Due to the habits of its host, Lepidophthirus macrorhini must be able to withstand periods of starkly contrasting environmental conditions; while breeding, they face weeks to months of hot or Antarctic summers. After they and their hosts complete reproduction, the louse must then adapt to the open ocean for the rest of the year, and survive diving trips which take them through the ocean's oxygen minimum zone. The authors of a 2025 paper believe that the "extraordinary challenges" that the elephant seal lice faces has few equivalents in the natural world; southern elephant seals are one of the deepest diving mammals, with the deepest record reaching depths of 2388 m. Lepidophthirus macrorhini had to adapt with their host, developing a more rounded body shape to withstand extreme hydrostatic pressures of the seals' foraging dives; an experiment using a pressure chamber revealed that most adults and nymphs are capable of surviving hydrostatic pressures equivalent to the elephant seals' deepest recorded dive, with adults recovering from pressure exposure (by resuming movement) within a minute of exposure to ambient pressures, though nymphs may take longer to recover from exposure to higher pressures of 150–200 kg per 1 cm2. During the experiment's calibration, an adult was accidentally exposed to 450 kg per square centimeter for several minutes, which is equivalent to pressures from a deeper depth than the deepest record for the Cuvier's beaked whale; this individual louse survived the ordeal.

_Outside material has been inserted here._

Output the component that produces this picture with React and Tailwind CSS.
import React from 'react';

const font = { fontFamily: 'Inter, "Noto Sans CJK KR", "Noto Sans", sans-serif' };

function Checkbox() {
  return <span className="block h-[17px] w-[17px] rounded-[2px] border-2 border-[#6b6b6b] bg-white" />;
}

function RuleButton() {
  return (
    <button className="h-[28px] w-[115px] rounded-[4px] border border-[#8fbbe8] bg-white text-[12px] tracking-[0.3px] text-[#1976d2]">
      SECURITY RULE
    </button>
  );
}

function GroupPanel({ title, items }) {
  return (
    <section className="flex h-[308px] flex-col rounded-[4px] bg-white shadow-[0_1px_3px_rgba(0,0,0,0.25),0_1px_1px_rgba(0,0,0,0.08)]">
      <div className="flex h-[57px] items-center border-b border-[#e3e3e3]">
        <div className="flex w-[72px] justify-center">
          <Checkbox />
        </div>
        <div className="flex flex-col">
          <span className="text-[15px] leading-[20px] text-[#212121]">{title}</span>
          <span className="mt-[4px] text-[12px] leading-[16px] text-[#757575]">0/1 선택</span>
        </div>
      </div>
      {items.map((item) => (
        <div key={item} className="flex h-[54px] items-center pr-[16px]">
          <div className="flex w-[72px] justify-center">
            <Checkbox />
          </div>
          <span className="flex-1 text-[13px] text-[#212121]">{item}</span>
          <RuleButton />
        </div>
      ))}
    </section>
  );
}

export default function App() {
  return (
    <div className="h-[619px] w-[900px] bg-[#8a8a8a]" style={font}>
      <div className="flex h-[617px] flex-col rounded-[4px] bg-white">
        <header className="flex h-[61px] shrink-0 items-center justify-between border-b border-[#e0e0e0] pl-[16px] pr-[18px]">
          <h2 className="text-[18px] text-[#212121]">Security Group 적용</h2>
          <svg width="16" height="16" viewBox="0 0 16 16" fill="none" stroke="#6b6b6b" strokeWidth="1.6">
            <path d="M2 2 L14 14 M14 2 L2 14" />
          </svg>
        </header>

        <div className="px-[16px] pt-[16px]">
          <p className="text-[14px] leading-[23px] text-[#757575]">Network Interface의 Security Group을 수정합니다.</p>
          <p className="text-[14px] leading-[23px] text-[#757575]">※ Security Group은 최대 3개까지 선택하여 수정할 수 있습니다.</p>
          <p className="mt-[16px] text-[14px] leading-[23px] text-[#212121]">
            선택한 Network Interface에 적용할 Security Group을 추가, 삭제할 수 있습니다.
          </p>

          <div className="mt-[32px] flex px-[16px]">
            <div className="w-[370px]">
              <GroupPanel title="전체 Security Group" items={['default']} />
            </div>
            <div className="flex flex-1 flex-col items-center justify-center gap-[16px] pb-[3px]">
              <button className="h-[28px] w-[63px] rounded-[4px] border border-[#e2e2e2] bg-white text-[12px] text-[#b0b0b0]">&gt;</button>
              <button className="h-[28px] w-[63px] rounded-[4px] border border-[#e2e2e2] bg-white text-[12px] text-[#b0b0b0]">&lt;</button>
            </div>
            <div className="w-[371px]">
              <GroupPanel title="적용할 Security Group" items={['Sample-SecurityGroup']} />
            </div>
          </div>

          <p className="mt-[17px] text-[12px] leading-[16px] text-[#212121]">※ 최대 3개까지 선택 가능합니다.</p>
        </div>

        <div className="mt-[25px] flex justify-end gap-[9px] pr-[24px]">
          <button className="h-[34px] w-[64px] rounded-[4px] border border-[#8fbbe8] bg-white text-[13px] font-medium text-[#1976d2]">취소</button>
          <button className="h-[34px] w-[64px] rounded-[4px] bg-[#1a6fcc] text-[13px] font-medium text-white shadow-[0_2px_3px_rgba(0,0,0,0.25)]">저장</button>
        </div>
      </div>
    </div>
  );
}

Outside of deep dives, regular immersion in the sea exposes the lice to other adverse conditions, including hypoxia, low ambient temperatures, and salinity. The lice consume more oxygen in air than in water, and this is consistent despite factoring in higher temperatures and life stage; by entering a state of quiescence which reduces metabolic activity, both adults and nymphs can obtain enough oxygen from seawater to survive their hosts' months-long foraging trips, though the mechanism for underwater respiration remains uncertain; respiration is performed either through oxygen diffusion through thinner cuticle sections, or the scales forming a "plastron" which traps a layer of air around the louse. Alternatively, they may rely on haemoglobins to store oxygen which would be released when the surrounding tissues are at critically low oxygen saturations. Whatever the case, the lice are able to survive for several days underwater.

The scales may provide protection against hydrostatic pressure and/or desiccation, in addition to the respiratory function explained above.
===Feeding===
As they feed on blood, the lice may be useful as a less invasive blood collection method while performing studies of isotopic patterns of carbon and nitrogen on elephant seals. An alphavirus dubbed as the Southern Elephant Seal (SES) virus was isolated from this louse species, clustering with the Semliki Forest Alphavirus group and being the first example of alphaviruses being transmitted by lice.

During the elephant seal's annual moulting period, the lice burrows into their first epidermal layer to avoid being sloughed off with the seal's shed skin. Additionally, the enlarged tarsal claws on the first leg-pair is thought to aid the lice in remaining attached during the moult. While burrowing into skin, the lice trigger an inflammatory response in the seals which may facilitate secondary infections. When removed from a host, the lice quickly perish due to desiccation.

===Reproduction===
L. macrorhini must reproduce on land as their eggs cannot survive underwater. Thus they time their breeding cycle with their host's own: L. macrorhini reproduces during periods where the elephant seals haul out, such as periods where the seal cows give birth, and individuals may also move hosts by crawling onto the pups. Eggs are often laid around the seals' umbilical region.

Nymphs lack the amount of scales present in adults, which has been hypothesized to be a reason for their longer recovery times after being subjected to high pressures.